Rev. Dr. Marlene Kropf
Exodus 17.1-7; Psalm 78:1-4, 12-16; Philippians 2.1-13; Matthew 21.23-32
Thirty years ago this fall I was a seminary student. And like all seminary students, I was required to take a preaching course.
For many students, the preaching course was high stress. Most of us hadn’t preached much before – which was my case. And to make matters worse, the preaching professor was known to be something of a tyrant. She could make mincemeat of any sermon – good or bad.
Among the terrifying things this professor did was to initiate us into preaching — cold turkey. During the first week of class, she would hand each of us a text, give us two minutes to read it and collect our thoughts, and then tell us to stand up and preach for five minutes.
The text I received was – you guessed it! Matthew 21.28-32 – the parable in today’s gospel reading:
“What do you think? A man had two sons;
He went to the first and said,
Son, go and work in the vineyard today…”
I don’t remember exactly what I preached that day, but I do remember what impressed me most about the text. It was the word No – Jesus was affirming people who say no to others, and in this case, to someone in authority. The son who said no to his father, who refused to follow orders, and then later changed his mind and said yes is the one who did the will of his father, the one who fulfilled his father’s hopes and desires.
Today I’m more impressed with the yes part of this story than the no part – but more about that in a bit.
Perhaps the reason I noticed the importance of saying no thirty years ago is that I had just been saying a lot of no’s. Our friends and family did not want us to leave Oregon and move to Indiana. When I told my dear Mennonite mother that the reason we were moving was so I could attend seminary, she was horrified. She said to me, “Well, if you go to seminary, at least don’t preach!”

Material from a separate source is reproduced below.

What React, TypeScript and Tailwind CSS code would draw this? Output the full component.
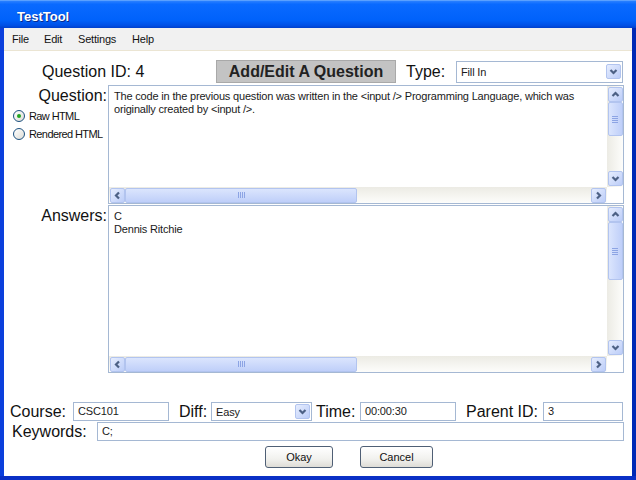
import React from 'react';

type Dir = 'up' | 'down' | 'left' | 'right';

const CHEVRONS: Record<Dir, string> = {
    up: '3.5,8 6.5,5 9.5,8',
    down: '3.5,5 6.5,8 9.5,5',
    left: '8,3.5 5,6.5 8,9.5',
    right: '5,3.5 8,6.5 5,9.5',
};

const Chevron = ({ dir }: { dir: Dir }) => (
    <svg width="13" height="13" viewBox="0 0 13 13">
        <polyline points={CHEVRONS[dir]} fill="none" stroke="#4d6185" strokeWidth="2.2" />
    </svg>
);

const ScrollBtn = ({ dir }: { dir: Dir }) => (
    <div className="w-[15px] h-[15px] shrink-0 rounded-[2px] border border-[#b2c4ef] bg-[linear-gradient(135deg,#e6edfe,#bccdf8)] flex items-center justify-center">
        <Chevron dir={dir} />
    </div>
);

// grip lines on the scroll thumbs
const Grip = ({ vertical }: { vertical?: boolean }) => (
    <div className={vertical ? 'flex flex-col gap-[1px]' : 'flex gap-[1px]'}>
        {[0, 1, 2, 3].map(i => (
            <div key={i} className={vertical ? 'w-[6px] h-[1px] bg-[#8ca4e4]' : 'w-[1px] h-[6px] bg-[#8ca4e4]'} />
        ))}
    </div>
);

const VScroll = ({ thumb }: { thumb: string }) => (
    <div className="w-[16px] shrink-0 flex flex-col items-center bg-[linear-gradient(to_right,#ecebe4,#fdfdfb)] py-[1px]">
        <ScrollBtn dir="up" />
        <div className={`w-[15px] ${thumb} rounded-[2px] border border-[#b2c4ef] bg-[linear-gradient(to_right,#dbe5fd,#bfcff9)] flex items-center justify-center`}>
            <Grip vertical />
        </div>
        <div className="flex-1" />
        <ScrollBtn dir="down" />
    </div>
);

const HScroll = () => (
    <div className="h-[16px] flex items-center bg-[linear-gradient(to_bottom,#ecebe4,#fdfdfb)] px-[1px]">
        <ScrollBtn dir="left" />
        <div className="h-[15px] w-[232px] rounded-[2px] border border-[#b2c4ef] bg-[linear-gradient(to_bottom,#dbe5fd,#bfcff9)] flex items-center justify-center">
            <Grip />
        </div>
        <div className="flex-1" />
        <ScrollBtn dir="right" />
    </div>
);

const ScrollBox = ({ h, thumb, children }: { h: string; thumb: string; children: React.ReactNode }) => (
    <div className={`${h} w-[516px] border border-[#a5b8d3] flex flex-col bg-white`}>
        <div className="flex flex-1 min-h-0">
            <div className="flex-1 pl-[5px] pt-[4px] text-[11px] leading-[13px] tracking-[-0.18px] text-[#1a1a1a]">{children}</div>
            <VScroll thumb={thumb} />
        </div>
        <div className="flex">
            <div className="flex-1"><HScroll /></div>
            <div className="w-[16px] bg-white" />
        </div>
    </div>
);

const Field = ({ w, value }: { w: string; value: string }) => (
    <div className={`${w} h-[19px] border border-[#a5b8d3] bg-white text-[11px] leading-[17px] pl-[4px] tracking-[-0.15px] text-[#1a1a1a]`}>
        {value}
    </div>
);

const Select = ({ w, h, value }: { w: string; h: string; value: string }) => (
    <div className={`${w} ${h} border border-[#a5b8d3] bg-white flex items-center text-[11px] tracking-[-0.15px] text-[#1a1a1a]`}>
        <span className="flex-1 pl-[4px]">{value}</span>
        <div className="mr-[1px]"><ScrollBtn dir="down" /></div>
    </div>
);

const Radio = ({ checked, label }: { checked?: boolean; label: string }) => (
    <div className="h-[18px] flex items-center pl-[9px] gap-[4px]">
        <div className="w-[12px] h-[12px] rounded-full border border-[#1c5180] bg-[linear-gradient(135deg,#ffffff,#dcdcd6)] flex items-center justify-center">
            {checked && <div className="w-[4px] h-[4px] rounded-full bg-[#21a421]" />}
        </div>
        <span className="text-[11px] tracking-[-0.6px] text-[#111] whitespace-nowrap">{label}</span>
    </div>
);

const Button = ({ w, label }: { w: string; label: string }) => (
    <div className={`${w} h-[22px] rounded-[3px] border border-[#4f5f75] bg-[linear-gradient(to_bottom,#ffffff,#f1f1ee_60%,#dedcd6)] flex items-center justify-center text-[11px] text-[#111]`}>
        {label}
    </div>
);

const App: React.FC = () => {
    return (
        <div className="w-[636px] h-[480px] flex flex-col font-['Liberation_Sans',Arial,sans-serif] text-[#111] overflow-hidden">
            {/* Title bar */}
            <div className="h-[28px] shrink-0 flex items-center pl-[17px] pt-[5px] border-t border-[#5aa0ff] bg-[linear-gradient(to_bottom,#2a80ff_0%,#0a6aff_12%,#0062fb_70%,#0050e6_90%,#0040cc_100%)] text-white font-bold text-[13px] [text-shadow:1px_1px_0_#0a2a8c]">
                TestTool
            </div>

            <div className="flex-1 flex min-h-0">
                <div className="w-[4px] bg-[#0b3fdc]" />
                <div className="flex-1 flex flex-col bg-white">
                    {/* Menu */}
                    <div className="h-[23px] shrink-0 flex items-center pl-[8px] bg-[#f1f1f1] border-b border-[#ebe5d3] text-[11px] tracking-[-0.2px]">
                        <span className="w-[32px]">File</span>
                        <span className="w-[34px]">Edit</span>
                        <span className="w-[54px]">Settings</span>
                        <span>Help</span>
                    </div>

                    {/* Header row */}
                    <div className="mt-[9px] h-[23px] flex items-center text-[16px] leading-[18px]">
                        <span className="ml-[38px] w-[174px]">Question ID: 4</span>
                        <div className="w-[180px] h-[23px] bg-[#c3c3c3] border border-[#a9a9a9] flex items-center justify-center font-bold text-[#222]">
                            Add/Edit A Question
                        </div>
                        <span className="ml-[10px] w-[50px]">Type:</span>
                        <Select w="w-[167px]" h="h-[22px]" value="Fill In" />
                    </div>

                    {/* Question */}
                    <div className="mt-[2px] flex">
                        <div className="w-[104px] flex flex-col">
                            <div className="text-[16px] leading-[18px] text-right pr-[1px] pt-[2px]">Question:</div>
                            <div className="mt-[2px]">
                                <Radio checked label="Raw HTML" />
                                <Radio label="Rendered HTML" />
                            </div>
                        </div>
                        <ScrollBox h="h-[119px]" thumb="h-[34px]">
                            The code in the previous question was written in the &lt;input /&gt; Programming Language, which was
                            <br />
                            originally created by &lt;input /&gt;.
                        </ScrollBox>
                    </div>

                    {/* Answers */}
                    <div className="mt-[1px] flex">
                        <div className="w-[104px] text-[16px] leading-[18px] text-right pr-[1px] pt-[2px]">Answers:</div>
                        <ScrollBox h="h-[168px]" thumb="h-[58px]">
                            C
                            <br />
                            Dennis Ritchie
                        </ScrollBox>
                    </div>

                    {/* Meta fields */}
                    <div className="mt-[29px] h-[19px] flex items-center pl-[6px] text-[16px] leading-[18px]">
                        <span className="w-[63px]">Course:</span>
                        <Field w="w-[96px]" value="CSC101" />
                        <span className="ml-[10px] w-[32px]">Diff:</span>
                        <Select w="w-[101px]" h="h-[19px]" value="Easy" />
                        <span className="ml-[4px] w-[44px]">Time:</span>
                        <Field w="w-[96px]" value="00:00:30" />
                        <span className="ml-[10px] w-[77px]">Parent ID:</span>
                        <Field w="w-[80px]" value="3" />
                    </div>
                    <div className="mt-[1px] h-[19px] flex items-center pl-[8px] pr-[8px] text-[16px] leading-[18px]">
                        <span className="w-[85px]">Keywords:</span>
                        <Field w="flex-1" value="C;" />
                    </div>

                    {/* Buttons */}
                    <div className="mt-[5px] flex pl-[261px] gap-[27px]">
                        <Button w="w-[68px]" label="Okay" />
                        <Button w="w-[73px]" label="Cancel" />
                    </div>
                </div>
                <div className="w-[4px] bg-[#0029b5]" />
            </div>
            <div className="h-[4px] shrink-0 bg-[#0a30c6]" />
        </div>
    );
};

export default App;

And here I was learning how to preach.
At that stage of my life I had been learning to say no in a variety of ways: I needed to begin to say no to the people-pleasing expectations that had been part of my life for as long as I could remember. I was beginning to say no to some of the religious understandings I had inherited from my church and family. And because something new was stirring in me, it looked like I would need to say no to a teaching career that had brought me much satisfaction.
It felt very scary.
I hoped all these no’s were going to open up to a big yes somewhere in the future, but I had no idea what it was.
Today I understand more fully what was happening. I was leaving the first half of life and the fine container I had built in order to enter the second half of life with its paradox and mystery and new layers of trust in God.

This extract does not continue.